# Eclipse hood/light/filter??



## It'sJames (Nov 15, 2007)

My mom found an awesome deal on a aquarium set up at a garage sale today. She paid $25 for a 37 gallon aquarium, wood stand, hood, lights, filter, never used heater, and absolutly everything else you could possible need to run it. There was also a python vac, which I was really wanting. It had all the instruction manuals too, which I think are quite handy. The hood/filter/lighting unit is an Eclipse 3 I believe. Is the lighting in there worth anything? Could it support a planted tank? How about the filter?


----------



## Little-Fizz (Aug 19, 2007)

Eclipse 3 Specifications:

- Fits any 12"x30" Aquarium (20, 29, 37 Gallon)
- Includes All filtration media
- Includes 2-24" 18W T8 Fluorescent Bulbs
- Water Flow: 250 Gallons per Hour

If this is in fact true, and the bulb is 18 watts, then you might be able to sustain low light plants. Is your tank tall? The general rule is 3-5 watts per gallon.

If you take your total wattage and divide it by your tank size, then you get the amount of watt per gallon. To determine how much watts you'll need, multiply your tank size by three, and you'll get the minimal amount of watts you need.

I don't really like that filter because of the gph, its only turning your tank water over like 6 times. I like extra filtration though. You might be interested in getting another little filter and running it alongside of that one. But I'm sure you'll be fine with the one you have.

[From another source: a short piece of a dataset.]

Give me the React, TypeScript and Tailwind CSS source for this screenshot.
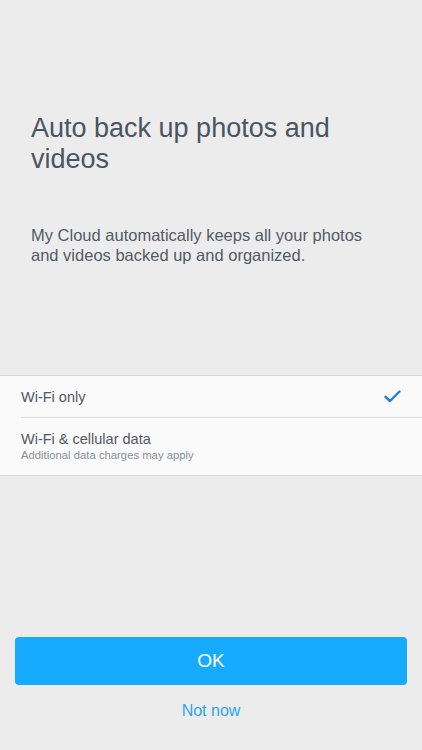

What a deal though!!! I'll definitely be hitting up garage sales more now.


----------



## iamntbatman (Jan 3, 2008)

Awesome deal. Even better than the one I got on my 29g! A 37 gallon tank is pretty tall so it's going to be an expensive proposition to get to high lighting conditions. Things like java fern and java moss should still be just fine, though. 

You should probably look into adding more filtration, though.


----------



## PDXfishy (Jul 15, 2008)

I use an Eclipse system and I am not dissatisfied at all. I have 2x15W T8 lamps which are sufficient for a shallow 15 gallon tank; in fact, I bought some cabomba caroliniana and even that stuff grows nicely. Your light is not as strong, but if you stick with anubias and java moss/fern you can easily create a nice setup.

The filter is a love-it-or-hate-it. I like the biowheel for now, but for those who don't it is easily replacable with filter material of your choice. The filter cartridges are pretty crappy. They contain activated carbon (get it out there - more harm than use) and not much else. Fortunately, they can be easily replaced with e.g Elite Hush 55 filter foam ($4.95 and can be used forever). For my tank, the filter outlet created way too much surface agitation. But this can be easily avoided by wrapping some foam (what's still in your Elite Hushh 55 pack ) around the outlet.

All in all, the Eclipse systems are very decent considering that they are convenience solutions.


----------



## Holly (Feb 28, 2007)

I had an Eclipse in my 29 and had no problems with it. I did have it planted with the lights that came with it in the begining and did ok. Not great but ok. I would change out the bulbs since you also don't know how long the other person used them. They might be due for a change anyway. You can pick up good bulbs for about $15 each so it won't be too bad.


----------



## okiemavis (Nov 10, 2007)

250 GPH should be adequate for a properly stocked and maintained aquarium. If you wanted to really push the stocking limits or slack on cleaning, then you may want more filtration, but your current setup should be more than enough. The marineland filters are great!


----------